Published online by Cambridge University Press: 14 January 2010
[Thousands of sensitive Hindu women … for the first time in their lives left the precious sanctuary of their sheltering homes [during India's freedom struggle]. They came to the battle field and stood beside their brothers and faced jail and lathi charges and often enough, humiliation worse than death. If today … [they] who fought for the independence of India are to be denied their just rights, then our hard-earned freedom is no more than a handful of dust.
(Padmaja Naidu (Congress legislator), Parliamentary debates over the Hindu Code Bill in 1951)May God save us from … having an army of unmarried women.
(M.A. Ayyangar (Congress Legislator) predicting the result of daughters getting property during the Parliamentary debates on the Hindu Code Bill in 1951)The formulation of contemporary inheritance laws on landed property has involved a complex process of interaction between the (colonial and postcolonial) State and different segments of the population, the interplay of varying ideologies and interests, and the conflicting pulls of scriptural rules and local custom.
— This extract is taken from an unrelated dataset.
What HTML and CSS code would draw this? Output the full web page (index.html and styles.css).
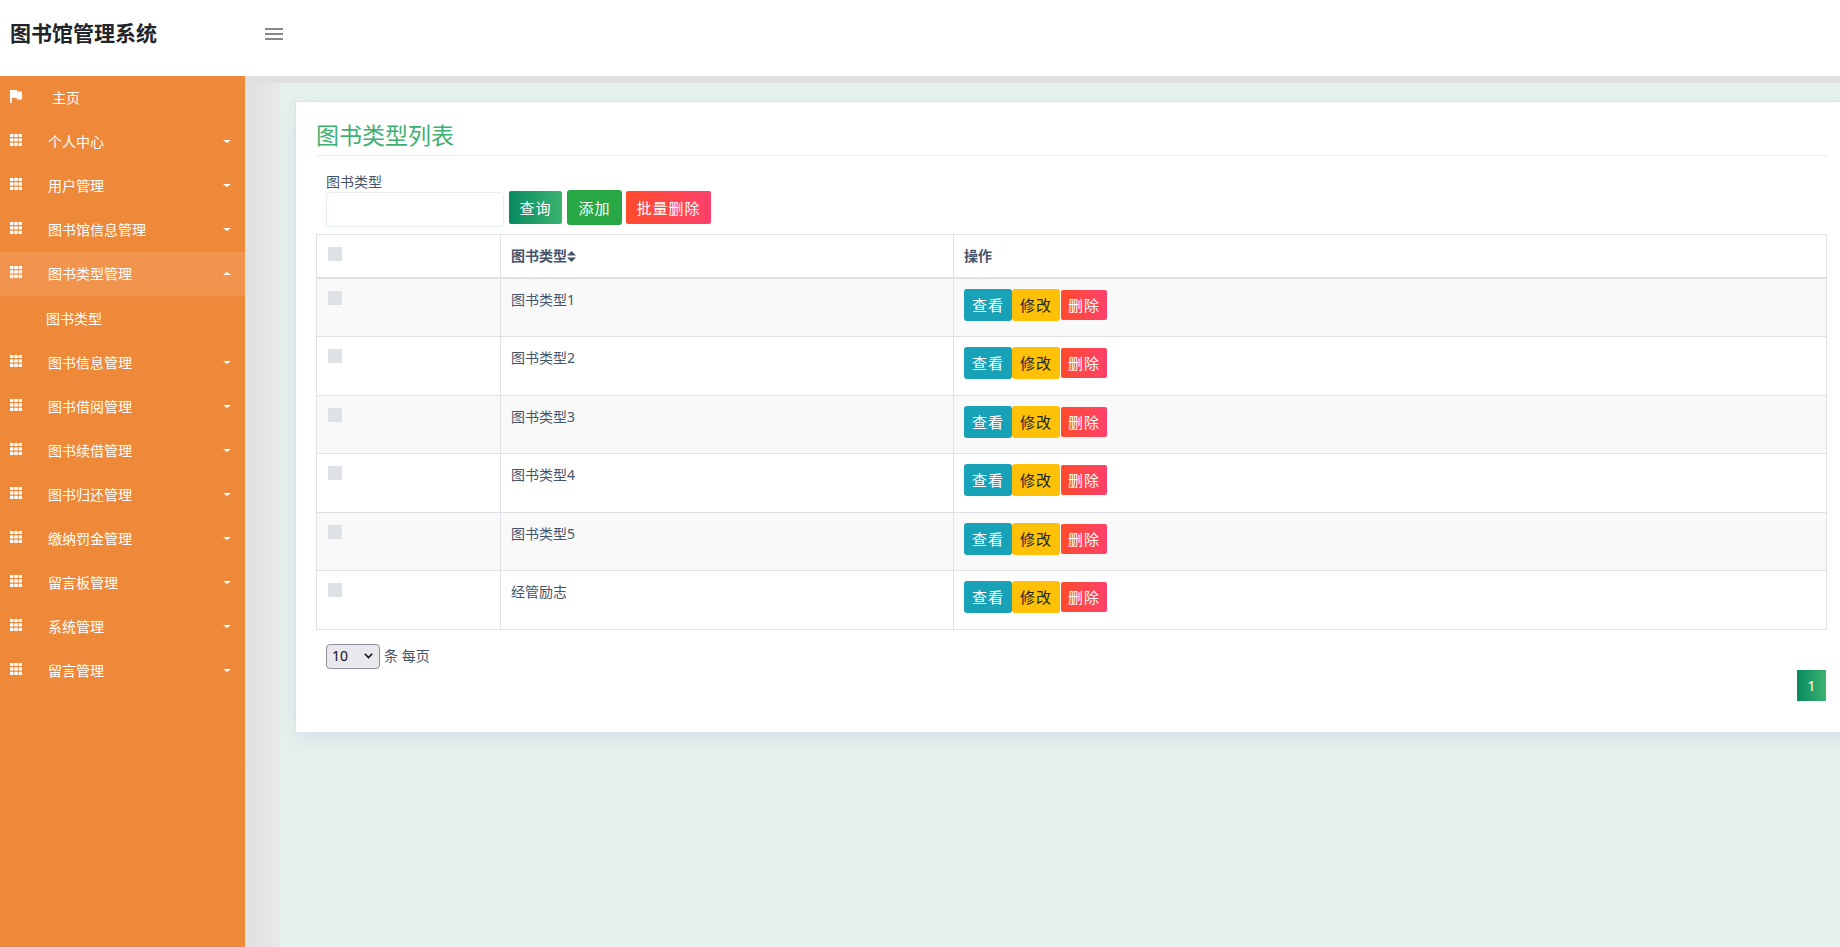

Around the early part of this century, these interactions increasingly took the form of explicit contestation, especially over women's property rights, revealed most prominently (but not only) in the pre- and post-Independence debates surrounding the Hindu Code Bill in India. Large numbers of Indian women participated in an organized campaign to expand women's rights, including property rights. Many Indian men supported the cause; the majority adamantly oppose it.